Likewise, the Torah that we teach to school-children, or that one person teaches his friend, even if he merely gives him a word of caution or guidance, should not be seen as events unto themselves but as tremendous revelations of God.  Each instance is a renewal and a birth, for each learning event is a creation and renewal.  Before studying and learning, the person may not have been a Torah student or a principled person, and now, through learning, he has undergone a renewal and birth.  As we said above, any person who teaches Torah to another is considered by the Torah to have given birth to him, and every birth and renewal is a revelation of God, because there is nothing else, and nothing else but God exists in the world.  (ibid., p.327)

 

It follows then, that everything a Jew does or says is actually an expression of his inner soul, which is always acting for and talking to God, because the soul knows that there is nothing but God.  His soul knows that everything is Godly and every action or world is directed toward God.  We ourselves may be unconscious of this because the physical body, besides blocking our awareness of the sanctity of our soul and its yearning for God, also blocks our awareness that whatever we are doing is actually for God.  Though a person may think that he is acting or speaking on his own behalf, as for example when a Jew asks his friend for a favor, in reality his soul knows that the one of whom the favor is being asked has merely been designated as the agent of God in the granting of this favor.  While a person may think that he is begging a favor from another, his inner soul is begging God all the time for help, because God is omnipotent, He is the Merciful Father, and He will show mercy and save us.  (pp. 327-328)

 

Our children, our Torah study, our actions and requests – all are a manifestation and revelation of God, for "there is none (i.e., nothing) besides Him" (Devarim 4:35).  The more inward the manifestation, the more readily apparent its Divinity.  But this profound religiosity, insisting that God fills all the world and is revealed in everything, intensifies the difficulty of accepting the terrible suffering that surrounds us.  The cry of those who are tortured, burned, murdered – that, too, is a Divine cry; it is a cry from God and to God.  Had it been only the cry of suffering creatures, we could perhaps still somehow shut them away in some cupboard, stuff them behind an iron wall, etc. But these cries are, of necessity, heard by the Master of the universe, too.  Not only are they heard by Him, but He echoes them, since "there is nothing besides Him."

 

When we hear the shrieks of the tortured, old and young, screaming Ratevet, Ratevet ["Save us, save us"], we know that they are not crying out to us.  Their souls are screaming, as all our souls scream out to God, "Merciful Father, Rateveh Rateveh [Help, help]," for as long as we have a breath of life within us.

 

We learn in the Talmud (Berakhot 32b): "R. Elazar said: 'Since the day the Temple was destroyed, a wall of iron has separated the Jewish people from their Father in Heaven.'" Why is an iron wall necessary?

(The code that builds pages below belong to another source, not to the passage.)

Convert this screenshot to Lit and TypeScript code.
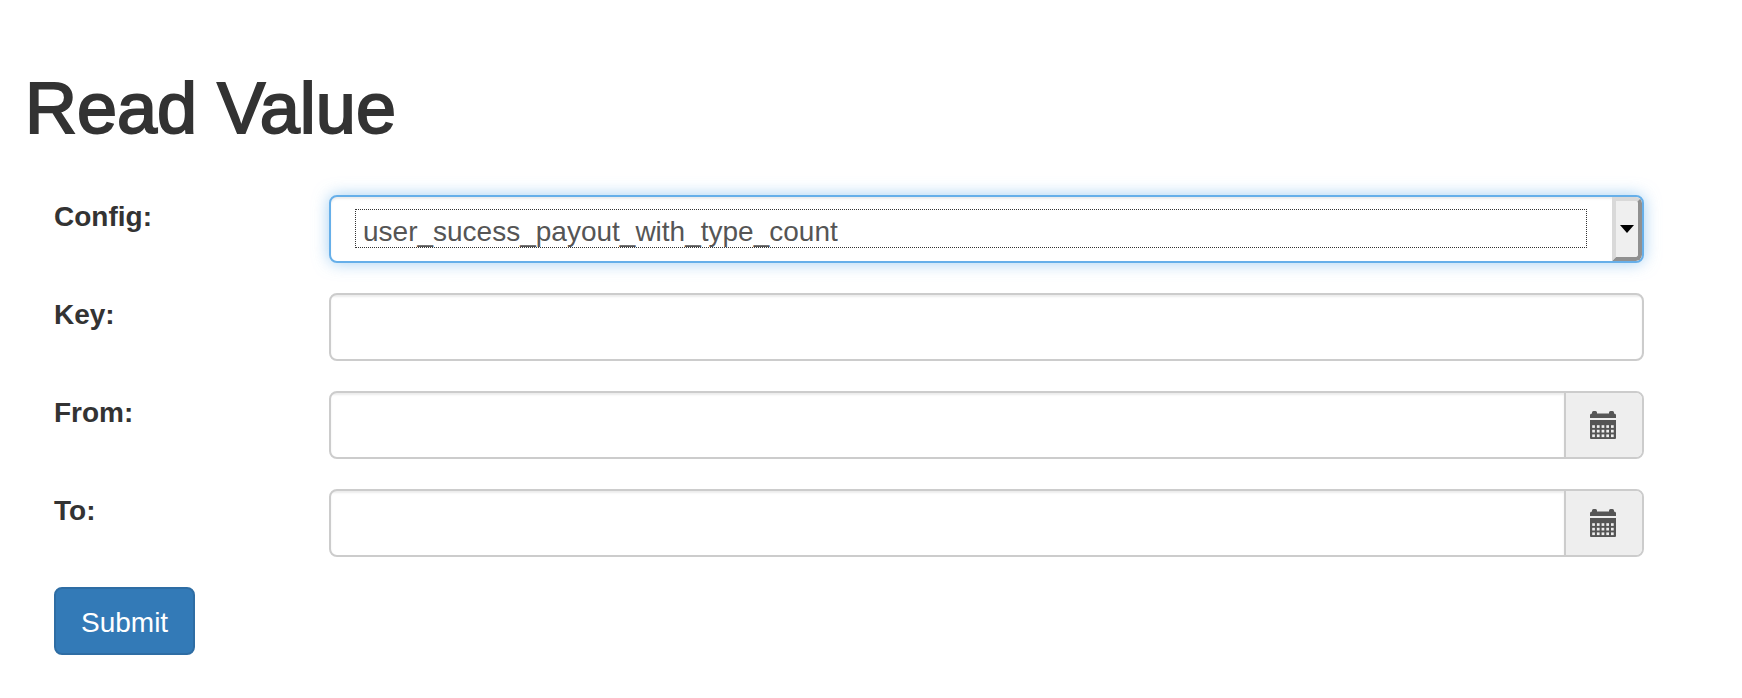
import { LitElement, html, css, svg } from "lit";
import { customElement } from "lit/decorators.js";

const dots = [0, 1, 2].flatMap((row) =>
  [0, 1, 2, 3, 4].map(
    (col) => svg`<rect x=${2.2 + col * 4.7} y=${14.2 + row * 4.6} width="2.7" height="2.7" fill="#eee" />`
  )
);

@customElement("app-root")
export class AppRoot extends LitElement {
  static styles = css`
    :host {
      display: block;
      box-sizing: border-box;
      padding: 69px 68px 40px 24px;
      background: #fff;
      color: #333;
      font: 28px/40px "Liberation Sans", Arial, sans-serif;
    }
    * {
      box-sizing: border-box;
    }
    h1 {
      margin: 0 0 47px;
      padding-left: 1px;
      font-size: 72px;
      line-height: 79px;
      font-weight: 400;
      -webkit-text-stroke: 2px #333;
    }
    .form {
      display: grid;
      gap: 30px;
    }
    .row {
      display: grid;
      grid-template-columns: minmax(0, 1fr) minmax(0, 5fr);
    }
    .label,
    .cell {
      padding: 0 30px;
    }
    .label {
      padding-top: 2px;
      font-weight: 700;
    }
    .field {
      display: flex;
      height: 68px;
      border: 2px solid #ccc;
      border-radius: 8px;
      background: #fff;
      overflow: hidden;
    }
    .input {
      flex: 1;
      min-width: 0;
      padding: 12px 24px;
      border: 0;
      outline: 0;
      background: transparent;
      box-shadow: inset 0 2px 2px rgba(0, 0, 0, 0.075);
      font: inherit;
      color: #555;
    }
    .focused {
      border-color: #66afe9;
      box-shadow: inset 0 2px 2px rgba(0, 0, 0, 0.075), 0 0 16px rgba(102, 175, 233, 0.6);
    }
    .select {
      flex: 1;
      min-width: 0;
      margin: 12px 25px 13px 24px;
      padding: 2px 7px 0;
      border: 1px dotted #333;
      outline: 0;
      appearance: none;
      background: transparent;
      color: #555;
      font: inherit;
    }
    .arrow {
      display: grid;
      place-items: center;
      width: 30px;
      border: 4px solid;
      border-color: #d9d9d9 #909090 #909090 #d9d9d9;
      border-radius: 0 6px 6px 0;
      background: #efefef;
    }
    .addon {
      display: grid;
      place-items: center;
      width: 78px;
      padding: 0 2px 0 0;
      border: 0;
      border-left: 2px solid #ccc;
      background: #eee;
    }
    .submit {
      justify-self: start;
      height: 68px;
      margin-left: 30px;
      padding: 3px 25px 0;
      border: 2px solid #2e6da4;
      border-radius: 8px;
      background: #337ab7;
      color: #fff;
      font: inherit;
    }
    svg {
      display: block;
    }
  `;

  private dateRow(id: string, label: string) {
    return html`
      <div class="row">
        <label class="label" for=${id}>${label}</label>
        <div class="cell">
          <div class="field">
            <input class="input" id=${id} type="text" />
            <button class="addon" type="button" aria-label="Pick a date">
              <svg width="26" height="28" viewBox="0 0 26 28">
                <path fill="#555" d="M0 7V4q0-1.5 2-1.5V1.5Q2 0 3.500 0h2Q7 0 7 1.500v1h12v-1Q19 0 20.500 0h2Q24 0 24 1.500v1q2 0 2 1.500v3zM0 9h26v18q0 1-1 1H1q-1 0-1-1z" />
                ${dots}
              </svg>
            </button>
          </div>
        </div>
      </div>
    `;
  }

  render() {
    return html`
      <h1>Read Value</h1>
      <form class="form">
        <div class="row">
          <label class="label" for="config">Config:</label>
          <div class="cell">
            <div class="field focused">
              <select class="select" id="config">
                <option>user_sucess_payout_with_type_count</option>
              </select>
              <span class="arrow" aria-hidden="true">
                <svg width="14" height="8" viewBox="0 0 14 8"><path d="M0 0h14L7 8z" /></svg>
              </span>
            </div>
          </div>
        </div>
        <div class="row">
          <label class="label" for="key">Key:</label>
          <div class="cell">
            <div class="field"><input class="input" id="key" type="text" /></div>
          </div>
        </div>
        ${this.dateRow("from", "From:")} ${this.dateRow("to", "To:")}
        <button class="submit" type="button">Submit</button>
      </form>
    `;
  }
}
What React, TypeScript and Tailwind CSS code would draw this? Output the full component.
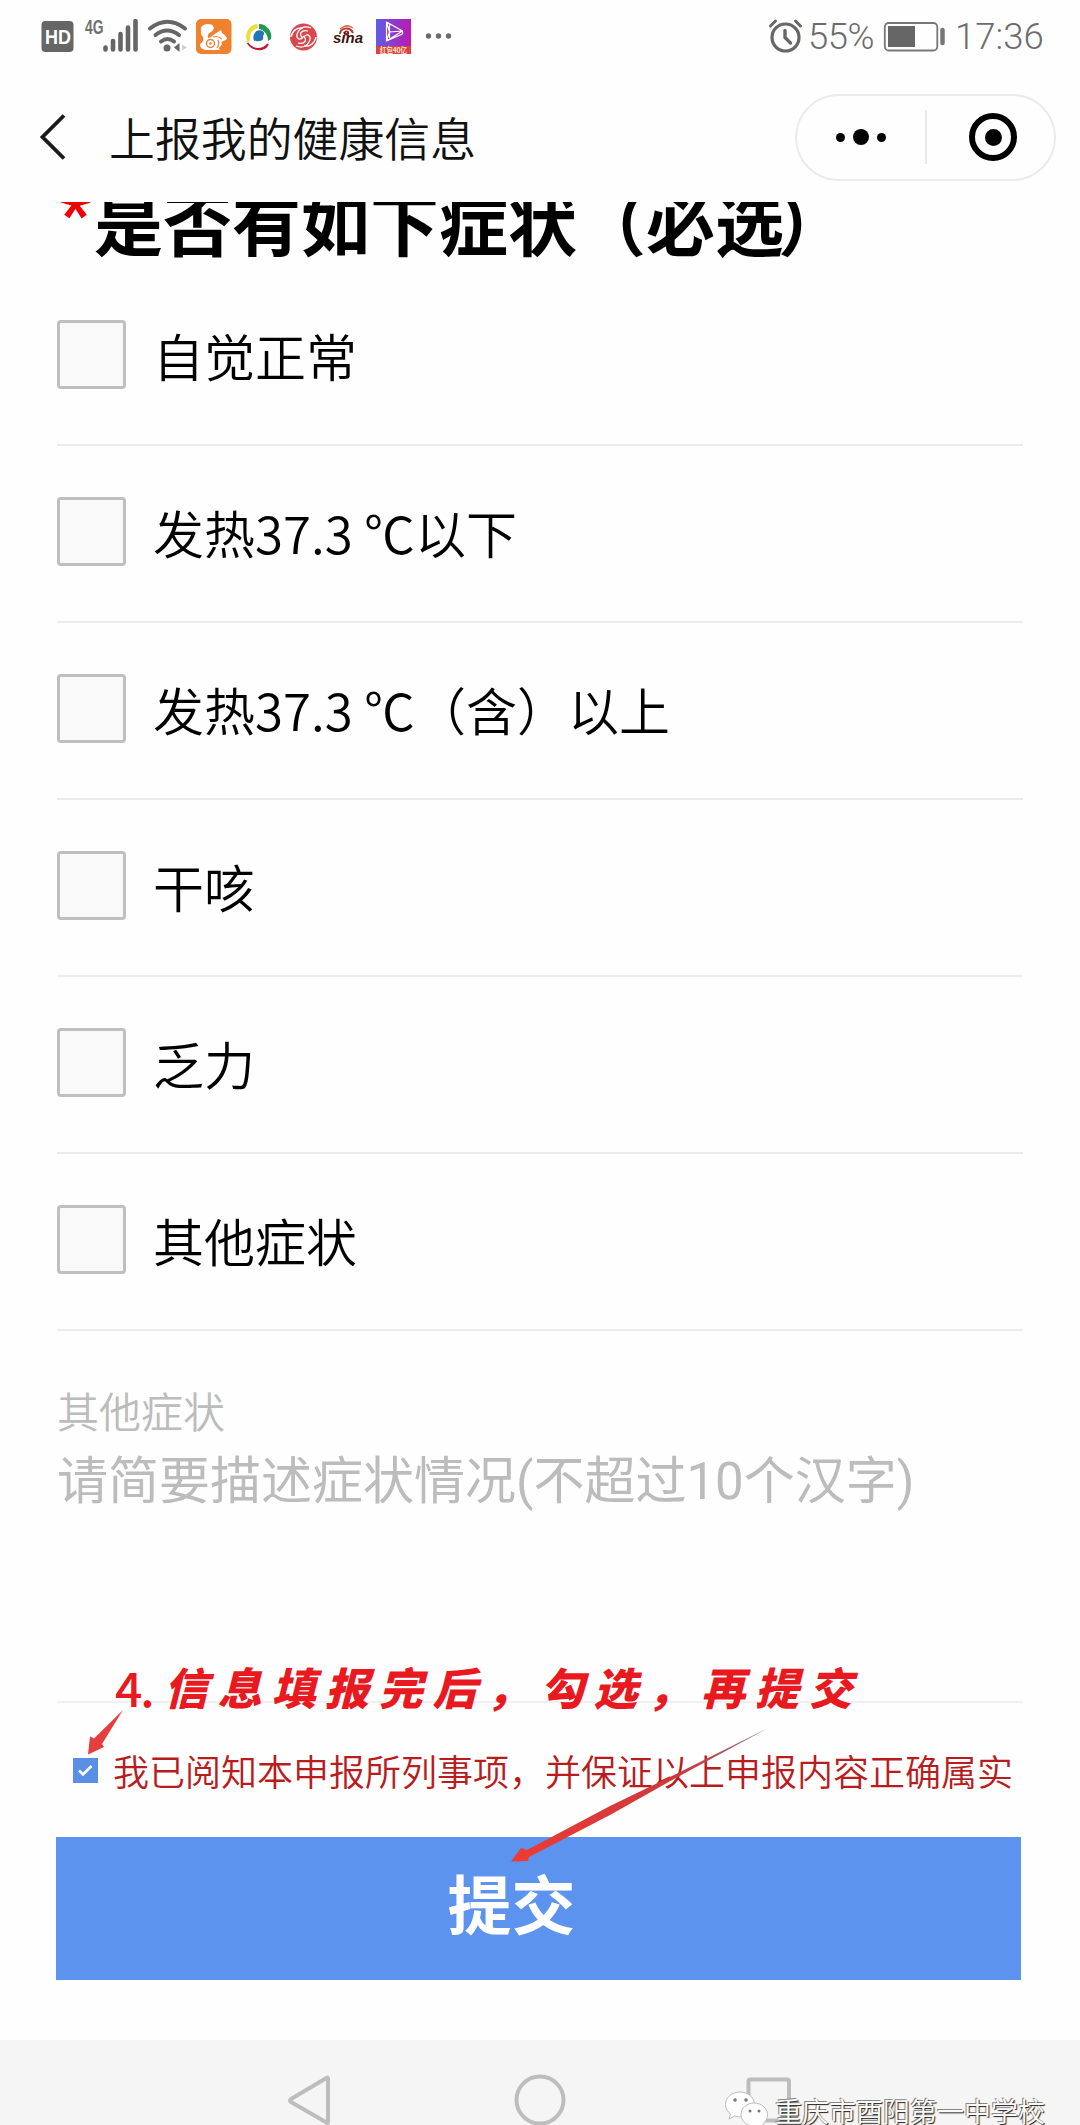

Because prayers of the Jewish people can break down stone walls, and so an iron wall was erected.  But against screams like these, how can even an iron wall remain standing? It is impossible to comprehend.  For we are certainly not alone in our prayers.  Our fathers and our mothers, all the prophets and prophetesses, all the righteous men and women are not at rest, they are not silent while we suffer.  They are surely turning the whole Garden of Eden and all the holy palaces upside down, on account of our suffering.  It is certain they take no consolation in saying, "Despite everything, one way or another the Jewish people will survive," because in order to save one individual Jew who is in danger, one is even obliged to desecrate the Sabbath.  The souls of the righteous, when they were in this world, did not just pray for the whole congregation of Israel in general, they prayed for each private individual Jew.  Certainly now they are all still praying and storming this same way on behalf of every Jew. "…My welfare is not Your charge.  For the holy who are in the earth, for the heroes in whom all my longing dwells" (Tehillim 16:2-3).  (ibid., pp.328-329)

 

Here, the Rebbe abandons the precise, pedagogic style of homiletic teaching in favor of a sermon that is a lamentation and a cry: a lamentation for the dead and the tortured, and a cry of perplexity and bewilderment.  Thus far we have presented God's weeping as silent, taking place in His inner sanctuaries, so as to prevent the destruction of the world.  But what of the real, audible weeping and cries of our Jewish brethren – is this something that the world can bear? We believe that if God were to burden the world with His weeping and sorrow, the world would cease to exist.  But, asks the Rebbe of Piaseczno, the cries of the children who are tortured and starving and murdered on the streets of Warsaw, in Auschwitz, or facing firing squads in the forests of death – are these not also the cries of the Master of the world? Is this cry of Your suffering nation, Israel – which is, of necessity, also Your cry - not sufficient to destroy the world?

 

The truth is, it is a marvel how the world exists after so much screaming.  When the Ten Rabbis martyred by the Romans were suffering, the ministering angels cried out, "Is this Torah, and this its reward?" A voice from heaven responded, "If I hear one more cry I will turn the whole world back to water." Yet now, immaculate children, purest angels, together with the greatest, holy Jews, are murdered and butchered just because they are Jews, who are greater than any angels, filling the whole vast emptiness of the universe with their screaming, and the world does not turn back into water? It remains standing, steadfast, as though God is untouched by events, God forbid? (ibid., p. 328)

 

The Rebbe never for a moment abandons the great faith that "there is nothing besides Him," nor the faith that God is suffering and weeping with us.  But the enormous perplexity that arises specifically because this faith is maintained in all its solidity cannot be denied, hidden, or suppressed.  The children, who are a manifestation of God, are crying out God's own cries to Him, and they are murdered and slaughtered, and evil goes on, and life continues – and there are no words, even for those who use them freely.

 

This great question mark that the Rebbe of Piaseczno leaves in his sermon cannot be washed away even with all the words that I have quoted in the name of great Torah scholars, gedolei yisrael, or that have been proposed by others, or that will ever be written.  For as long as people live in this world and believe in God Who is full of compassion, Who dwells with them, his cry will continue to challenge any theological or ideological statement – and, in fact, any statement at all.